Dans des destinations prisées des nomades numériques comme Bali, Chiang Mai et Lisbonne, la durabilité de ces pratiques soulève de plus en plus de questions. On reproche souvent aux nomades numériques de contribuer moins à l'économie locale que les expatriés « traditionnels », ce qui exacerbe les tensions existantes. Un expatrié résume bien le sentiment dans une discussion sur Chiang Mai sur Reddit : « Il est essentiel que les nomades numériques réalisent que les ‘points chauds' pour ce mode de vie ne sont que temporaires, car leur affluence entraîne inévitablement des problèmes. Il est nécessaire, à un moment donné, d'explorer d'autres destinations. Certains de mes lieux de prédilection pour le travail à distance sont des endroits que d'autres personnes n'ont pas encore envisagés. »

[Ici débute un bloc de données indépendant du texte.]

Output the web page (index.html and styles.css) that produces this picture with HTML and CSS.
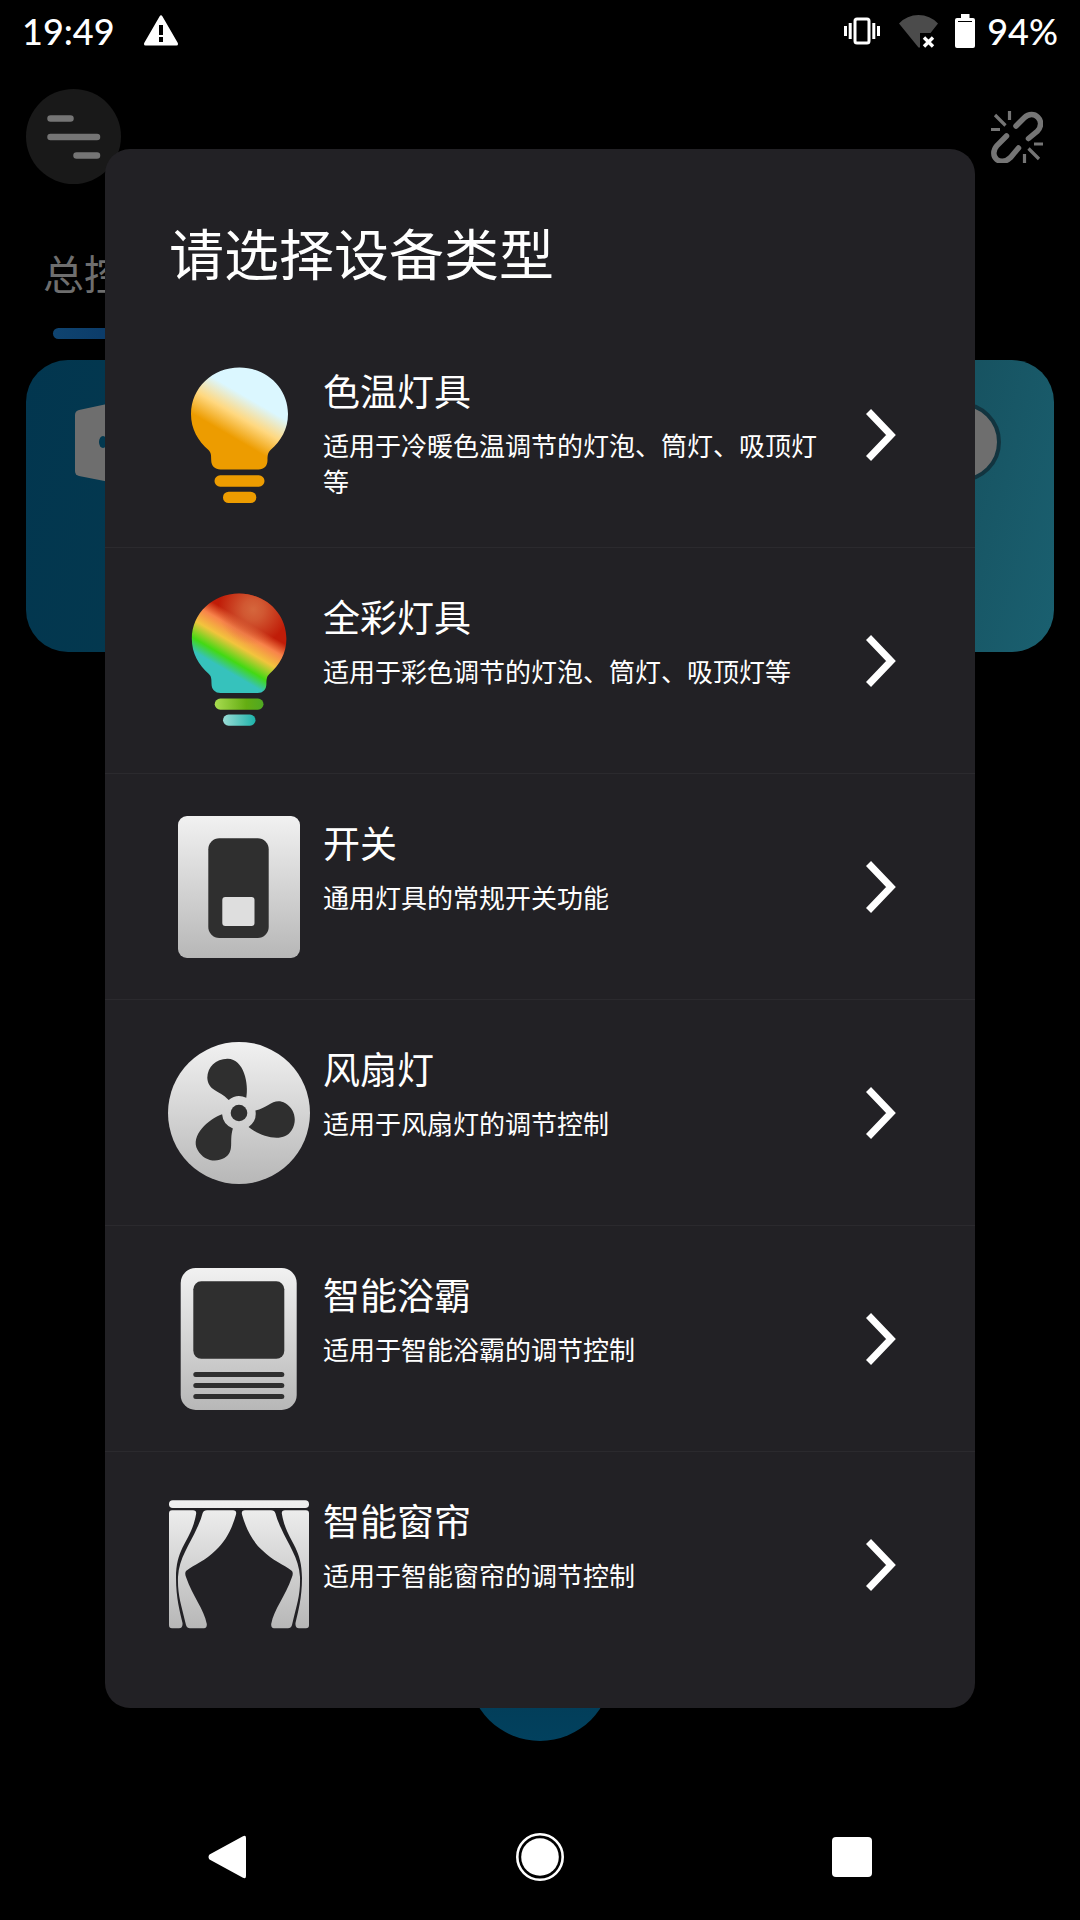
FILE: index.html
```html
<!DOCTYPE html>
<html lang="zh-CN">
<head>
<meta charset="utf-8">
<meta name="viewport" content="width=device-width, initial-scale=1">
<title>请选择设备类型</title>
<link rel="stylesheet" href="styles.css">
</head>
<body>
<div class="screen">
  <div class="status">
    <div class="status-group status-left">
      <time class="status-text">19:49</time>
      <svg width="36" height="32" viewBox="0 0 36 32" aria-hidden="true"><path d="M16.5 1.500Q18 -1 19.500 1.500L34.800 28Q35.500 30.500 33.500 30.500H2.500Q.5 30.500 1.200 28ZM16 10V20H20V10ZM16 22V27H20V22Z" fill="#fff" fill-rule="evenodd"/></svg>
    </div>
    <div class="status-group status-right">
      <svg class="vibrate" width="38" height="34" viewBox="0 0 38 34" aria-hidden="true"><rect x="12" y="5" width="14" height="24" rx="2" fill="none" stroke="#fff" stroke-width="3"/><path d="M2.500 12v10M7.200 9v16M30.800 9v16M35.500 12v10" stroke="#fff" stroke-width="3"/></svg>
      <svg class="wifi" width="40" height="34" viewBox="0 0 40 34" aria-hidden="true"><path d="M0 9.500Q8 1 19.500 1T39 9.500L31.500 19H21V33.500H19.500Z" fill="#4b4b4b"/><path d="M25 23.500l9 9M34 23.500l-9 9" stroke="#fff" stroke-width="3.400"/></svg>
      <svg width="20" height="34" viewBox="0 0 20 34" aria-hidden="true"><path d="M6 0h8.500v4H18q2 0 2 2v26q0 2-2 2H2q-2 0-2-2V6q0-2 2-2h4Z" fill="#fff"/><path d="M3 7.500h14" stroke="#000"/></svg>
      <span class="status-text">94%</span>
    </div>
  </div>

  <header class="topbar">
    <button class="menu" aria-label="菜单"><svg width="54" height="44" viewBox="0 0 54 44"><path d="M3.500 3.500h20M3.500 22h46.500M29.500 40.500h20.500" stroke="#757575" stroke-width="6.500" stroke-linecap="round"/></svg></button>
    <button class="unlink" aria-label="断开连接"><svg width="52" height="52" viewBox="0 0 52 52" fill="none" stroke="#757575"><path d="M25 15L33 7C43-2.500 55.500 10 46.500 20L37.500 27.500M15.500 25L6 34.500C-3 45 9 56.500 19.500 46.500L27.500 37" stroke-width="5.500" stroke-linecap="round"/><path d="M4 4L14.500 14.500M18.500 0v9M0 18.500h9M37.500 37.500L48 48M33.500 43v9M43 33h9" stroke-width="3.200"/></svg></button>
  </header>
  <nav class="tabs"><a class="tab" href="#all">总控</a></nav>
  <section class="card">
    <svg class="door" width="60" height="84" viewBox="0 0 60 84" aria-hidden="true"><path d="M0 13q0-4 4-5L60-4V85L4 74q-4-1-4-5Z" fill="#6e6e6e"/><ellipse cx="28" cy="40" rx="4" ry="6" fill="#02384f"/></svg>
    <span class="knob"></span>
  </section>
  <button class="fab" aria-label="添加"></button>

  <nav class="sysnav">
    <button aria-label="返回"><svg width="48" height="48" viewBox="0 0 48 48"><path d="M5.500 21.500L38.500 3.500Q42 1.500 42 5V43Q42 46.500 38.500 44.500L5.500 26.500Q3.500 24 5.500 21.500Z" fill="#fff"/></svg></button>
    <button aria-label="主页"><svg width="48" height="48" viewBox="0 0 48 48"><circle cx="24" cy="24" r="22.700" fill="none" stroke="#fff" stroke-width="2.600"/><circle cx="24" cy="24" r="18.800" fill="#fff"/></svg></button>
    <button aria-label="最近任务"><svg width="48" height="48" viewBox="0 0 48 48"><rect x="4" y="4" width="40" height="40" rx="4" fill="#fff"/></svg></button>
  </nav>

  <div class="overlay">
    <div class="dialog" role="dialog" aria-labelledby="dialog-title">
      <h1 class="title" id="dialog-title">请选择设备类型</h1>
      <ul class="types">
        <li><button class="type">
          <svg class="icon" viewBox="0 0 142 142"><defs>
            <linearGradient id="warm" gradientUnits="userSpaceOnUse" x1="61" y1="71" x2="82" y2="35"><stop offset="0" stop-color="#ed9c00"/><stop offset=".5" stop-color="#ffd880"/><stop offset="1" stop-color="#dbf7ff"/></linearGradient>
            <linearGradient id="metal" x1="0" y1="0" x2="0" y2="1"><stop offset="0" stop-color="#f1f1f1"/><stop offset="1" stop-color="#b7b7b7"/></linearGradient></defs>
            <path d="M71.500 3.500C98.500 3.500 120 24 120 50C120 65 113 77 102.500 86C100 88.500 99.500 91 99.500 96C99.500 102 96 105.500 90.500 105.500H52.500C47 105.500 43.200 102 43.200 96C43.200 91 43 88.500 40.500 86C30 77 23 65 23 50C23 24 44.500 3.500 71.500 3.500Z" fill="url(#warm)"/>
            <rect x="46.500" y="111.300" width="50" height="11.400" rx="5.700" fill="#ed9c00"/><rect x="55" y="127.700" width="33.300" height="11.400" rx="5.700" fill="#ed9c00"/></svg>
          <span class="copy"><span class="name">色温灯具</span><span class="desc">适用于冷暖色温调节的灯泡、筒灯、吸顶灯等</span></span>
          <svg class="chevron" viewBox="0 0 30 52"><path d="M2.500 2.500L25 26L2.500 49.500" fill="none" stroke="#fff" stroke-width="7"/></svg>
        </button></li>
        <li><button class="type">
          <svg class="icon" viewBox="0 0 142 142"><defs>
            <linearGradient id="rainbow" gradientUnits="userSpaceOnUse" x1="55.400" y1="80.700" x2="82.400" y2="34.300"><stop offset="0" stop-color="#36c2bc"/><stop offset=".22" stop-color="#43d914"/><stop offset=".52" stop-color="#f2c43d"/><stop offset=".78" stop-color="#f8834a"/><stop offset="1" stop-color="#c01d08"/></linearGradient>
            <radialGradient id="glow" gradientUnits="userSpaceOnUse" cx="86" cy="20" r="36"><stop offset="0" stop-color="#d5663c"/><stop offset=".3" stop-color="#d5663c" stop-opacity=".8"/><stop offset="1" stop-color="#d5663c" stop-opacity="0"/></radialGradient>
            <linearGradient id="lime"><stop offset="0" stop-color="#a9dc50"/><stop offset=".65" stop-color="#64ad12"/><stop offset="1" stop-color="#4fa822"/></linearGradient>
            <linearGradient id="aqua"><stop offset="0" stop-color="#9adcd6"/><stop offset="1" stop-color="#1db3aa"/></linearGradient></defs>
            <g transform="translate(1.400 .1) scale(.975)"><path d="M71.500 3.500C98.500 3.500 120 24 120 50C120 65 113 77 102.500 86C100 88.500 99.500 91 99.500 96C99.500 102 96 105.500 90.500 105.500H52.500C47 105.500 43.200 102 43.200 96C43.200 91 43 88.500 40.500 86C30 77 23 65 23 50C23 24 44.500 3.500 71.500 3.500Z" fill="url(#rainbow)"/>
            <path d="M71.500 3.500C98.500 3.500 120 24 120 50C120 65 113 77 102.500 86L40.500 86C30 77 23 65 23 50C23 24 44.500 3.500 71.500 3.500Z" fill="url(#glow)"/>
            <rect x="46.500" y="111.300" width="50" height="11.400" rx="5.700" fill="url(#lime)"/><rect x="55" y="127.700" width="33.300" height="11.400" rx="5.700" fill="url(#aqua)"/></g></svg>
          <span class="copy"><span class="name">全彩灯具</span><span class="desc">适用于彩色调节的灯泡、筒灯、吸顶灯等</span></span>
          <svg class="chevron" viewBox="0 0 30 52"><path d="M2.500 2.500L25 26L2.500 49.500" fill="none" stroke="#fff" stroke-width="7"/></svg>
        </button></li>
        <li><button class="type">
          <svg class="icon" viewBox="0 0 142 142"><rect x="10" width="122" height="142" rx="9" fill="url(#metal)"/><rect x="40.300" y="22.300" width="60.400" height="99.700" rx="11" fill="#2f2f2f"/><rect x="54.300" y="81" width="32.200" height="29" rx="3" fill="#dedede"/></svg>
          <span class="copy"><span class="name">开关</span><span class="desc">通用灯具的常规开关功能</span></span>
          <svg class="chevron" viewBox="0 0 30 52"><path d="M2.500 2.500L25 26L2.500 49.500" fill="none" stroke="#fff" stroke-width="7"/></svg>
        </button></li>
        <li><button class="type">
          <svg class="icon" viewBox="0 0 142 142"><circle cx="71" cy="71" r="71" fill="url(#metal)"/><g fill="#2f2f2f"><circle cx="71" cy="71" r="8.300"/>
            <path d="M78.300 55.700C81 42 76 17 59.700 16.700C48 16.500 39.500 25 39.300 35.700C40 49 51 47.500 60.700 58A16.500 16.500 0 0 1 78.300 55.700Z"/>
            <path transform="rotate(120 71 71)" d="M78.300 55.700C81 42 76 17 59.700 16.700C48 16.500 39.500 25 39.300 35.700C40 49 51 47.500 60.700 58A16.500 16.500 0 0 1 78.300 55.700Z"/>
            <path transform="rotate(240 71 71)" d="M78.300 55.700C81 42 76 17 59.700 16.700C48 16.500 39.500 25 39.300 35.700C40 49 51 47.500 60.700 58A16.500 16.500 0 0 1 78.300 55.700Z"/></g></svg>
          <span class="copy"><span class="name">风扇灯</span><span class="desc">适用于风扇灯的调节控制</span></span>
          <svg class="chevron" viewBox="0 0 30 52"><path d="M2.500 2.500L25 26L2.500 49.500" fill="none" stroke="#fff" stroke-width="7"/></svg>
        </button></li>
        <li><button class="type">
          <svg class="icon" viewBox="0 0 142 142"><rect x="12.700" width="116" height="142" rx="15" fill="url(#metal)"/><g fill="#2f2f2f"><rect x="25.300" y="13.300" width="91" height="77.500" rx="8"/><rect x="25.300" y="104" width="91" height="5" rx="2.500"/><rect x="25.300" y="115" width="91" height="5" rx="2.500"/><rect x="25.300" y="126" width="91" height="5" rx="2.500"/></g></svg>
          <span class="copy"><span class="name">智能浴霸</span><span class="desc">适用于智能浴霸的调节控制</span></span>
          <svg class="chevron" viewBox="0 0 30 52"><path d="M2.500 2.500L25 26L2.500 49.500" fill="none" stroke="#fff" stroke-width="7"/></svg>
        </button></li>
        <li><button class="type">
          <svg class="icon" viewBox="0 0 142 142"><defs><linearGradient id="drape" gradientUnits="userSpaceOnUse" x1="0" y1="6" x2="0" y2="134"><stop offset="0" stop-color="#f1f1f1"/><stop offset="1" stop-color="#b7b7b7"/></linearGradient></defs>
            <g fill="url(#drape)"><rect x="1" y="6.300" width="140" height="7.700" rx="3.800"/>
            <path d="M4 16.300H25Q29 16.300 28 20.500C23 48 8 52 8 84C8 104 12 118 14.500 129Q15 134.300 11 134.300H4Q1 134.300 1 131V19.500Q1 16.300 4 16.300Z"/>
            <path d="M39 16.300H65Q69 16.300 68 20.500C64 35 57 48 48 56C37 67 27 70 18 77Q16.500 79 18 83C25 103 36 115 38.800 130Q39 134.300 36 134.300H22Q19 134.300 18 131C13 110 9.500 101 10 83C11 64 22 50 29 34Q33 26 34.500 19.500Q35.500 16.300 39 16.300Z"/>
            <g transform="translate(142 0) scale(-1 1)"><path d="M4 16.300H25Q29 16.300 28 20.500C23 48 8 52 8 84C8 104 12 118 14.500 129Q15 134.300 11 134.300H4Q1 134.300 1 131V19.500Q1 16.300 4 16.300Z"/>
            <path d="M39 16.300H65Q69 16.300 68 20.500C64 35 57 48 48 56C37 67 27 70 18 77Q16.500 79 18 83C25 103 36 115 38.800 130Q39 134.300 36 134.300H22Q19 134.300 18 131C13 110 9.500 101 10 83C11 64 22 50 29 34Q33 26 34.500 19.500Q35.500 16.300 39 16.300Z"/></g></g></svg>
          <span class="copy"><span class="name">智能窗帘</span><span class="desc">适用于智能窗帘的调节控制</span></span>
          <svg class="chevron" viewBox="0 0 30 52"><path d="M2.500 2.500L25 26L2.500 49.500" fill="none" stroke="#fff" stroke-width="7"/></svg>
        </button></li>
      </ul>
    </div>
  </div>
</div>
</body>
</html>
```
FILE: styles.css
```css
* { box-sizing: border-box; }
body {
  margin: 0;
  background: #000;
  color: #fff;
  font-family: Roboto, "Noto Sans CJK SC", sans-serif;
}
button {
  margin: 0;
  padding: 0;
  border: 0;
  background: none;
  color: inherit;
  font: inherit;
}
svg { display: block; flex: none; }
.screen {
  position: relative;
  display: flex;
  flex-direction: column;
  min-height: 100vh;
}
.status {
  display: flex;
  justify-content: space-between;
  height: 64px;
  padding: 0 22px;
}
.status-group { display: flex; align-items: center; height: 62px; }
.status-left { gap: 28px; }
.status-right { gap: 12px; }
.vibrate { margin-right: 6px; }
.wifi { margin-right: 4px; }
.status-text {
  font: 500 36px/64px "Lato", sans-serif;
}
.topbar {
  display: flex;
  align-items: center;
  justify-content: space-between;
  padding: 25px 37px 0 26px;
}
.menu {
  display: grid;
  place-items: center;
  width: 95px;
  height: 95px;
  border-radius: 50%;
  background: #191919;
}
.tabs { padding: 62px 43px 21px; }
.tab {
  display: inline-flex;
  flex-direction: column;
  align-items: center;
  gap: 22px;
  color: #6e6e6e;
  font-size: 41px;
  line-height: 60px;
  text-decoration: none;
  vertical-align: top;
}
.tab::after {
  content: "";
  width: 62px;
  height: 11px;
  border-radius: 6px;
  background: linear-gradient(90deg, #0f4470, #0b3a68);
}
.card {
  display: flex;
  justify-content: space-between;
  height: 292px;
  margin: 0 26px;
  padding: 42px 53px 0 49px;
  border-radius: 42px;
  background: linear-gradient(105deg, #02364f, #04394f 20%, #164f5d 82%, #1a6070);
}
.knob {
  width: 80px;
  height: 80px;
  border: 4px solid #12343f;
  border-radius: 50%;
  background: #6e6e6e;
}
.fab {
  width: 144px;
  height: 144px;
  margin: auto auto 53px;
  border-radius: 50%;
  background: linear-gradient(#02344c, #02415e);
}
.sysnav {
  display: flex;
  align-items: center;
  justify-content: space-between;
  height: 126px;
  padding: 0 204px;
}
.overlay {
  position: absolute;
  inset: 0;
  padding: 149px 105px;
}
.dialog {
  padding: 75px 0 31px;
  border-radius: 25px;
  background: #222125;
}
.title {
  margin: 0 64px 34px;
  font-size: 55px;
  font-weight: 400;
  line-height: 64px;
}
.types { margin: 0; padding: 0; list-style: none; }
.types li + li { border-top: 1px solid #2b2a2e; }
.type {
  display: flex;
  align-items: flex-start;
  width: 100%;
  padding: 42px 79px 41px 63px;
  text-align: left;
}
.icon { width: 142px; height: 142px; }
.copy {
  display: flex;
  flex: 1;
  flex-direction: column;
  gap: 8px;
  padding: 3px 36px 0 13px;
}
.name { font-size: 37px; line-height: 54px; }
.desc { font-size: 26px; line-height: 36px; }
.chevron { width: 30px; height: 52px; align-self: center; }
```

L'expat bashing, phénomène qui ne se limite ni à un pays ni à un type d'expatrié spécifique, reflète plutôt des tensions sociétales et économiques croissantes dans un monde de plus en plus interconnecté. Souvent, cette hostilité envers les expatriés est liée aux faiblesses économiques locales, plutôt qu'à une critique directe de la population expatriée elle-même. Néanmoins, il est important de prendre ce phénomène en compte lors de l'expatriation. Il est conseillé d'analyser la structure socio-économique du pays de destination afin de minimiser l'impact potentiel de votre séjour.